### [EXERCISE REQUIREMENTS]
Copy every line in which the string "that" occurs.

— Begin RECORDS TO USE —

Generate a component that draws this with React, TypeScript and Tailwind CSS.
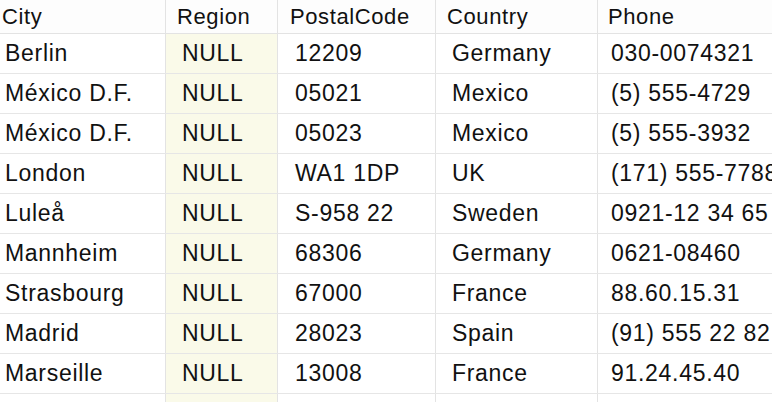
const columns = [
  { name: "City", w: "w-[166px]", head: "pl-[2px]", cell: "pl-[5px]" },
  { name: "Region", w: "w-[112px]", head: "pl-[11px]", cell: "pl-[16px]" },
  { name: "PostalCode", w: "w-[158px]", head: "pl-[12px]", cell: "pl-[17px]" },
  { name: "Country", w: "w-[162px]", head: "pl-[11px]", cell: "pl-[16px]" },
  { name: "Phone", w: "flex-1", head: "pl-[10px]", cell: "pl-[13px]" },
];

const rows = [
  ["Berlin", "NULL", "12209", "Germany", "030-0074321"],
  ["México D.F.", "NULL", "05021", "Mexico", "(5) 555-4729"],
  ["México D.F.", "NULL", "05023", "Mexico", "(5) 555-3932"],
  ["London", "NULL", "WA1 1DP", "UK", "(171) 555-7788"],
  ["Luleå", "NULL", "S-958 22", "Sweden", "0921-12 34 65"],
  ["Mannheim", "NULL", "68306", "Germany", "0621-08460"],
  ["Strasbourg", "NULL", "67000", "France", "88.60.15.31"],
  ["Madrid", "NULL", "28023", "Spain", "(91) 555 22 82"],
  ["Marseille", "NULL", "13008", "France", "91.24.45.40"],
  ["", "", "", "", ""],
];

export default function App() {
  return (
    <div className="w-[772px] h-[402px] overflow-hidden bg-white text-[#111] font-['Liberation_Sans',Arial,sans-serif]">
      {/* header */}
      <div className="flex h-[34px] border-b border-[#e3e3e3] bg-[#fdfdfd]">
        {columns.map((c, i) => (
          <div
            key={c.name}
            className={`${c.w} ${c.head} flex items-center whitespace-nowrap overflow-hidden text-[22px] tracking-[0.6px] ${
              i < 4 ? "border-r border-[#e3e3e3]" : ""
            }`}
          >
            {c.name}
          </div>
        ))}
      </div>

      {rows.map((r, ri) => (
        <div key={ri} className="flex h-[40px] border-b border-[#e6e6e6]">
          {r.map((v, ci) => (
            <div
              key={ci}
              className={`${columns[ci].w} ${columns[ci].cell} flex items-center whitespace-nowrap overflow-hidden text-[23px] tracking-[0.7px] ${
                ci < 4 ? "border-r border-[#e3e3e3]" : ""
              } ${ci === 1 ? "bg-[#fafae9]" : ""}`}
            >
              {v}
            </div>
          ))}
        </div>
      ))}
    </div>
  );
}
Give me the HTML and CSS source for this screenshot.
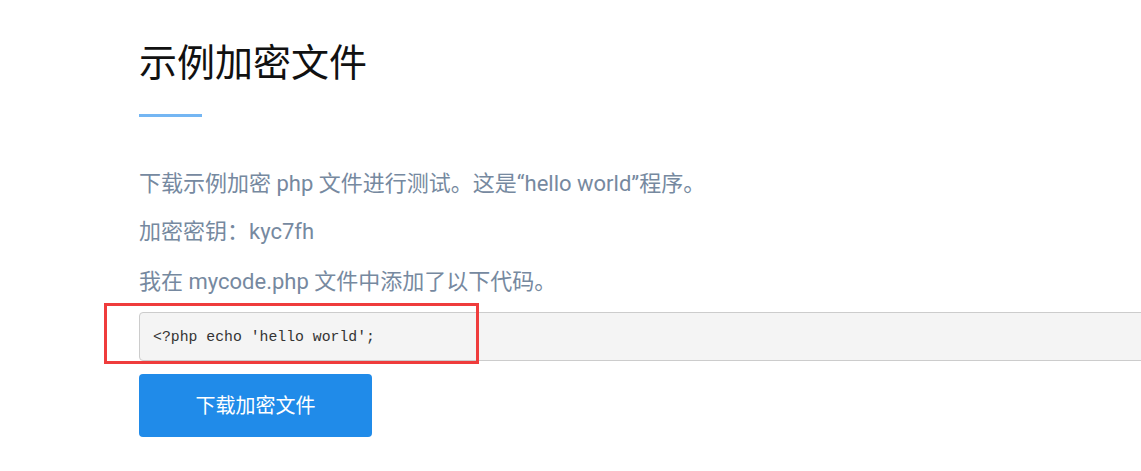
FILE: index.html
```html
<!DOCTYPE html>
<html lang="zh-CN">
<head>
<meta charset="utf-8">
<title>示例加密文件</title>
<link rel="stylesheet" href="styles.css">
</head>
<body>
<main class="section">
  <h1 class="title">示例加密文件</h1>
  <div class="title-bar"></div>
  <p class="text">下载示例加密 php 文件进行测试。这是“hello world”程序。</p>
  <p class="text text-key">加密密钥：kyc7fh</p>
  <p class="text text-last">我在 mycode.php 文件中添加了以下代码。</p>
  <div class="code-wrap">
    <pre class="code">&lt;?php echo 'hello world';</pre>
    <div class="highlight"></div>
  </div>
  <a class="btn" href="#">下载加密文件</a>
</main>
</body>
</html>
```

FILE: styles.css
```css
html, body {
  margin: 0;
  padding: 0;
  background: #ffffff;
  overflow: hidden;
}

body {
  font-family: Roboto, "Noto Sans CJK SC", sans-serif;
}

.section {
  padding: 40px 0 0 139px;
  width: 1100px;
}

.title {
  margin: 0;
  font-size: 38px;
  line-height: 46px;
  font-weight: 400;
  color: #111111;
}

.title-bar {
  margin-top: 28px;
  width: 63px;
  height: 3px;
  background: #74b6f3;
  margin-bottom: 52px;
}

.text {
  margin: 0 0 18px;
  font-size: 22px;
  line-height: 30px;
  color: #7689a0;
}

.text-key {
  margin-bottom: 20px;
}

.text-last {
  margin-bottom: 15px;
}

.code-wrap {
  position: relative;
}

.code {
  margin: 0;
  padding: 14px 13px 12px;
  border: 1px solid #cccccc;
  border-radius: 4px;
  background: #f4f4f4;
  font-family: "Liberation Mono", "DejaVu Sans Mono", monospace;
  font-size: 14.8px;
  line-height: 21px;
  color: #333333;
}

.highlight {
  position: absolute;
  left: -35px;
  top: -9px;
  width: 375px;
  height: 61px;
  box-sizing: border-box;
  border: 3px solid #ef3c3c;
}

.btn {
  display: flex;
  align-items: center;
  justify-content: center;
  margin-top: 13px;
  padding-bottom: 3px;
  box-sizing: border-box;
  width: 233px;
  height: 63px;
  border-radius: 4px;
  background: #208be9;
  color: #ffffff;
  font-size: 20px;
  text-decoration: none;
}
```
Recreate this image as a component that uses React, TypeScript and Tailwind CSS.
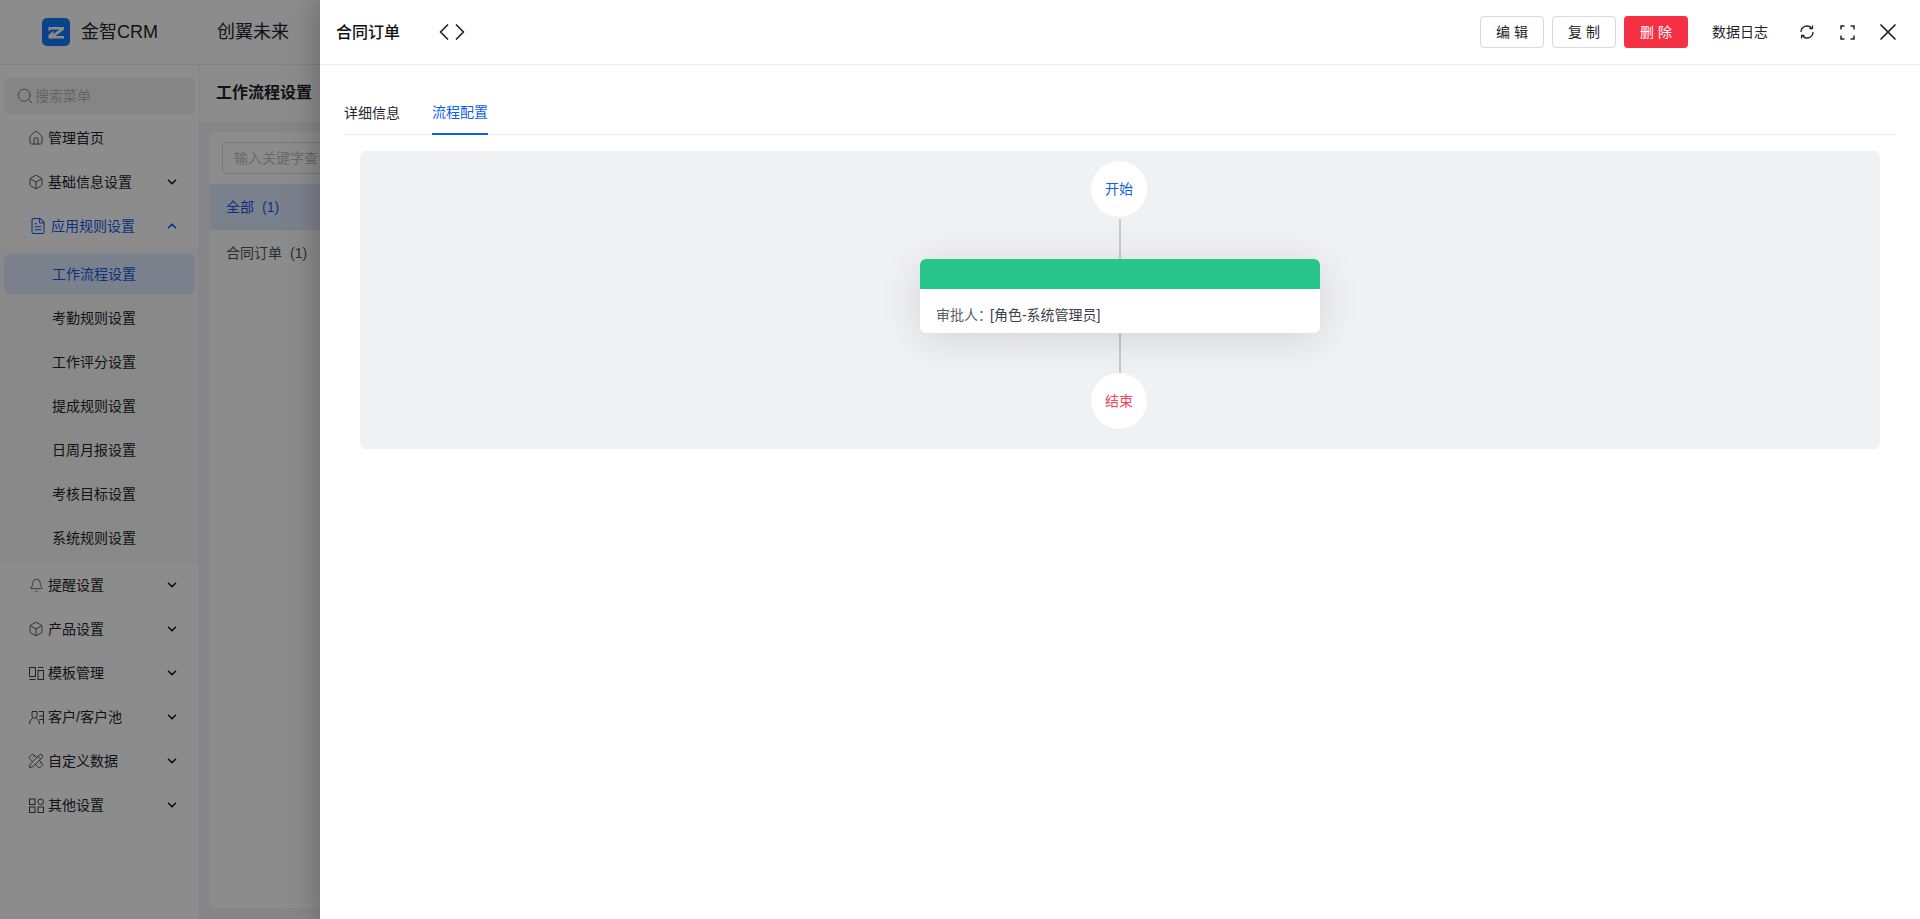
import { Bell, Box, ChevronDown, ChevronLeft, ChevronRight, ChevronUp, FileText, Home, PencilRuler, Search, X } from 'lucide-react'
import type { ReactNode } from 'react'

const font = '[font-family:"Liberation_Sans","Noto_Sans_CJK_SC",sans-serif]'

function TemplateIcon() {
  return (
    <svg width="15" height="15" viewBox="0 0 15 15" fill="none" stroke="currentColor" strokeWidth="1">
      <rect x="0.5" y="1.5" width="6" height="9" />
      <path d="M0.5 13.5h6" />
      <path d="M9 1.5h5.5" />
      <rect x="9" y="4.5" width="5.5" height="9" />
    </svg>
  )
}

function GridIcon() {
  return (
    <svg width="15" height="15" viewBox="0 0 15 15" fill="none" stroke="currentColor" strokeWidth="1">
      <rect x="0.5" y="1" width="5.5" height="5.5" />
      <rect x="0.5" y="9" width="5.5" height="5.5" />
      <rect x="9" y="9" width="5.5" height="5.5" />
      <circle cx="11.7" cy="3.8" r="2.8" />
    </svg>
  )
}

function CustomerIcon() {
  return (
    <svg width="15" height="15" viewBox="0 0 15 15" fill="none" stroke="currentColor" strokeWidth="1">
      <path d="M3 1.5h5v4.2a2.5 2.5 0 0 1-5 0z" />
      <path d="M0.5 14c.3-3 1.6-5 3-5.6M7.5 8.4c1.4.6 2.7 2.6 3 5.6" />
      <path d="M10 1.5h4.5v12.5M10.5 6h4M10.5 9.5h4" />
    </svg>
  )
}

function RefreshIcon() {
  return (
    <svg width="16" height="16" viewBox="0 0 16 16" fill="none" stroke="currentColor" strokeWidth="1.3">
      <path d="M2 8a6 6 0 0 1 10.4-4" />
      <path d="M14 8a6 6 0 0 1-10.4 4" />
      <path d="M13.4 1.6v3h-3" />
      <path d="M2.6 14.4v-3h3" />
    </svg>
  )
}

function CornersIcon() {
  return (
    <svg width="15" height="15" viewBox="0 0 15 15" fill="none" stroke="currentColor" strokeWidth="1.5">
      <path d="M1 4.5V1h3.5M10.5 1H14v3.5M14 10.5V14h-3.5M4.5 14H1v-3.5" />
    </svg>
  )
}

function Logo() {
  return (
    <svg width="28" height="28" viewBox="0 0 28 28">
      <rect width="28" height="28" rx="5" fill="#0f7aff" />
      <path d="M10 9h12v2.4L13.5 18H22v2.5H8.5v-2.3L17.6 11.5H8.5z" fill="#ffffff" />
      <path d="M6.5 9h3.2v1.6L6.5 13.4zM6.5 20.5v-3.4l5-4.3v2.8l-2.4 4.9z" fill="#ffffff" />
    </svg>
  )
}

const topMenus: { icon: ReactNode; label: string; arrow?: boolean }[] = [
  { icon: <Home size={16} strokeWidth={1.3} />, label: '管理首页' },
  { icon: <Box size={16} strokeWidth={1.3} />, label: '基础信息设置', arrow: true },
]

const subMenus = ['工作流程设置', '考勤规则设置', '工作评分设置', '提成规则设置', '日周月报设置', '考核目标设置', '系统规则设置']

const bottomMenus: { icon: ReactNode; label: string }[] = [
  { icon: <Bell size={15} strokeWidth={1.2} />, label: '提醒设置' },
  { icon: <Box size={16} strokeWidth={1.3} />, label: '产品设置' },
  { icon: <TemplateIcon />, label: '模板管理' },
  { icon: <CustomerIcon />, label: '客户/客户池' },
  { icon: <PencilRuler size={16} strokeWidth={1.3} />, label: '自定义数据' },
  { icon: <GridIcon />, label: '其他设置' },
]

function MenuRow({ icon, label, arrow }: { icon: ReactNode; label: string; arrow?: boolean }) {
  return (
    <div className="flex h-11 items-center pl-[28px] pr-[20px] text-sm text-[#1f2329]">
      <span className="mr-[4px] flex w-[16px] justify-center text-[#3c4149]">{icon}</span>
      <span className="flex-1">{label}</span>
      {arrow && <ChevronDown size={14} strokeWidth={3} />}
    </div>
  )
}

function Sidebar() {
  return (
    <aside className="flex w-[200px] shrink-0 flex-col border-r border-[#f0f0f0] bg-white">
      <div className="mx-[4px] mt-[13px] mb-[2px] flex h-[36px] items-center rounded bg-[#f2f3f5] pl-[12px] text-sm text-[#b3b7bd]">
        <Search size={18} strokeWidth={1.3} className="mr-[1px] text-[#71767d]" />
        搜索菜单
      </div>
      {topMenus.map((m) => (
        <MenuRow key={m.label} icon={m.icon} label={m.label} arrow={m.arrow} />
      ))}
      <div className="flex h-11 items-center pl-[29px] pr-[20px] text-sm text-[#0f5ce8]">
        <FileText size={18} strokeWidth={1.4} className="mr-[4px]" />
        <span className="flex-1">应用规则设置</span>
        <ChevronUp size={14} strokeWidth={3} />
      </div>
      <div className="flex flex-col bg-[#fafafa] pb-[3px]">
        {subMenus.map((s, i) => (
          <div key={s} className={i === 0 ? 'mx-[4px] mt-[6px] mb-[2px] flex h-[40px] items-center rounded-md bg-[#e1ecff] pl-[48px] text-sm text-[#0f5ce8]' : 'flex h-11 items-center pl-[52px] text-sm text-[#1f2329]'}>
            {s}
          </div>
        ))}
      </div>
      {bottomMenus.map((m) => (
        <MenuRow key={m.label} icon={m.icon} label={m.label} arrow />
      ))}
    </aside>
  )
}

function Background() {
  return (
    <div className="flex h-full flex-col bg-white">
      <header className="flex h-[65px] shrink-0 items-center border-b border-[#ededed] pl-[42px]">
        <Logo />
        <span className="ml-[11px] text-lg text-[#1f2329]">金智CRM</span>
        <span className="ml-[59px] text-lg text-[#1f2329]">创翼未来</span>
      </header>
      <div className="flex min-h-0 flex-1">
        <Sidebar />
        <main className="flex min-w-0 flex-1 flex-col bg-[#f4f5f7]">
          <div className="flex h-[57px] shrink-0 items-center bg-white pb-[1px] pl-[16px] text-base font-semibold text-[#1f2329]">工作流程设置</div>
          <div className="mt-[10px] ml-[10px] mb-[11px] flex flex-1 flex-col bg-white">
            <div className="px-[12px] py-[10px]">
              <div className="flex h-[32px] w-[300px] items-center rounded border border-[#d9d9d9] px-[11px] text-sm text-[#bfbfbf]">输入关键字查询</div>
            </div>
            <div className="flex h-[46px] items-center bg-[#e1ecff] pl-[16px] text-sm text-[#0f5ce8]">全部<span className="ml-[8px]">(1)</span></div>
            <div className="flex h-[46px] items-center pl-[16px] text-sm text-[#4e5359]">合同订单<span className="ml-[8px]">(1)</span></div>
          </div>
        </main>
      </div>
    </div>
  )
}

function OutlineButton({ children }: { children: ReactNode }) {
  return (
    <button className="flex h-[32px] w-[64px] items-center justify-center rounded border border-[#d9d9d9] bg-white text-sm text-[#1f2329]">{children}</button>
  )
}

function FlowNode({ label, color }: { label: string; color: string }) {
  return <div className={`-ml-[2px] flex h-[56px] w-[56px] items-center justify-center rounded-full bg-white text-sm ${color}`}>{label}</div>
}

function Drawer() {
  return (
    <div className="absolute top-0 right-0 bottom-0 flex w-[1600px] flex-col bg-white shadow-[-6px_0_16px_rgba(0,0,0,0.12),-12px_0_32px_rgba(0,0,0,0.08)]">
      <div className="flex h-[65px] shrink-0 items-center border-b border-[#eeeeee] pl-[16px] pr-[24px]">
        <span className="pt-[1px] text-base font-medium text-[#111111]">合同订单</span>
        <div className="ml-[30px] flex items-center text-[#1f2329]">
          <ChevronLeft size={28} strokeWidth={1.5} className="-mr-[12px]" />
          <ChevronRight size={28} strokeWidth={1.5} />
        </div>
        <div className="ml-auto flex items-center gap-[8px]">
          <OutlineButton>编 辑</OutlineButton>
          <OutlineButton>复 制</OutlineButton>
          <button className="flex h-[32px] w-[64px] items-center justify-center rounded bg-[#f53045] text-sm text-white">删 除</button>
        </div>
        <span className="ml-[24px] text-sm text-[#1f2329]">数据日志</span>
        <span className="ml-[31px] text-[#1f2329]"><RefreshIcon /></span>
        <span className="ml-[25px] text-[#1f2329]"><CornersIcon /></span>
        <X size={28} strokeWidth={1.5} className="ml-[19px] -mr-[6px] text-[#1f2329]" />
      </div>
      <div className="mx-[24px] mt-[24px] flex h-[46px] shrink-0 gap-[32px] border-b border-[#eeeeee] text-sm">
        <div className="flex h-[46px] items-center pt-[1px] text-[#1f2329]">详细信息</div>
        <div className="flex h-[46px] items-center border-b-2 border-[#0f5ff0] pt-[1px] text-[#0f5ff0]">流程配置</div>
      </div>
      <div className="mx-[40px] mt-[16px] flex h-[298px] shrink-0 flex-col items-center rounded-md bg-[#f0f1f5] pt-[10px]">
        <FlowNode label="开始" color="text-[#0f5ff0]" />
        <div className="mt-[2px] h-[40px] w-[2px] bg-[#c8c9cd]" />
        <div className="z-10 w-[400px] overflow-hidden rounded-md bg-white shadow-[0_6px_40px_rgba(0,0,0,0.12)]">
          <div className="h-[30px] bg-[#28c58a]" />
          <div className="flex h-[44px] items-center pt-[8px] pl-[16px] text-sm text-[#5c6066]">审批人：<span className="-ml-[2px] text-[#3c4149]">[角色-系统管理员]</span></div>
        </div>
        <div className="h-[40px] w-[2px] bg-[#c8c9cd]" />
        <FlowNode label="结束" color="text-[#f5455c]" />
      </div>
    </div>
  )
}

export default function App() {
  return (
    <div className={`relative h-[919px] w-[1920px] overflow-hidden ${font}`}>
      <Background />
      <div className="absolute inset-0 bg-black/45" />
      <Drawer />
    </div>
  )
}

— End RECORDS TO USE —

### [WRITTEN REPLY]
Generate a component that draws this with React, TypeScript and Tailwind CSS.
Recreate this image as a component that uses React, TypeScript and Tailwind CSS.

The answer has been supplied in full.